ORPHAN PLANET | REX BURKE


 Hello!

Today, I am looking at Orphan Planet by Rex Burke.

The book comes out !8 April 2023 and I was lucky to read this one early. 

Book 1 in the 'Odyssey Earth' series – a feelgood SciFi space adventure .

With Earth in crisis, humans are travelling deep into space. But humanity’s future just took a wrong turn.

A seventeen-year colony-ship voyage – a straight shot to a new planet. Handpicked, single-minded crew, and a thousand settlers in hypersleep. No children, no families, no fuss.

That was the plan, anyway.

Captain Juno Washington commands a ship of loners and oddballs. The teenagers of the Odyssey Earth didn’t ask to be born, and face an uncertain future. And Jordan Booth really didn’t want to be woken up early.

After an unexpected change of course, relationships are tested like never before.

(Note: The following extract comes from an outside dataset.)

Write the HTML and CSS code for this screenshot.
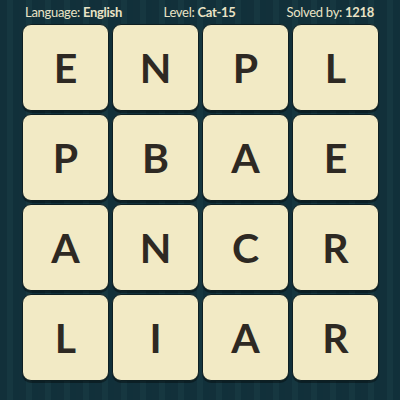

If they listen to advice, pull together and stop squabbling, they might just make it.

Yeah, right. Good luck with that.
 


As the Earth succumbs to catastrophic climate change, Jordan Booth decides to join the crew of the Odyssey Earth on a one way trip to establish a new colony amongst the stars. With the proviso that he will be asleep for most of the seventeen year journey he will be kept in stasis, so imagine his surprise when he is woken up to babysit a bunch of teenagers.

Orphan Planet is an enjoyable character driven sci Fi about found family and finding your place in the world, even if it is not on this world.

This is a typically British tale that brings together influences from that old institution of the British sitcom. Yes, there are very definite echoes of things like Red Dwarf, and this is always going to appeal to me as I do love that series. However, there are a number of other things in there which give the book a sense of individuality.

Now one of the things that I like about this book is that whilst it is sci fi, it's very accessible and definitely falls into the soft end of the spectrum, but beneath it all there are definite hard edges there, and it does ask questions like where are we going.

Not only that, I loved the characters, particularly Jordan who is that quintessential awkward British bloke who gets thrust into a situation that he doesn't know how to deal with. The bunch of teenagers themselves are surprisingly endearing and the interactions between them and the ships AI, Reeves is one of the high points if the books.

Rex Burke writes with an easy prose that successfully mixes comedy, pathos and sci Fi that makes the book an easy read that gently creeps up on you.

Orphan planet was one of those books that appears to be quite unassuming at first. However, it soon sinks it's hooks into you and I really enjoyed it.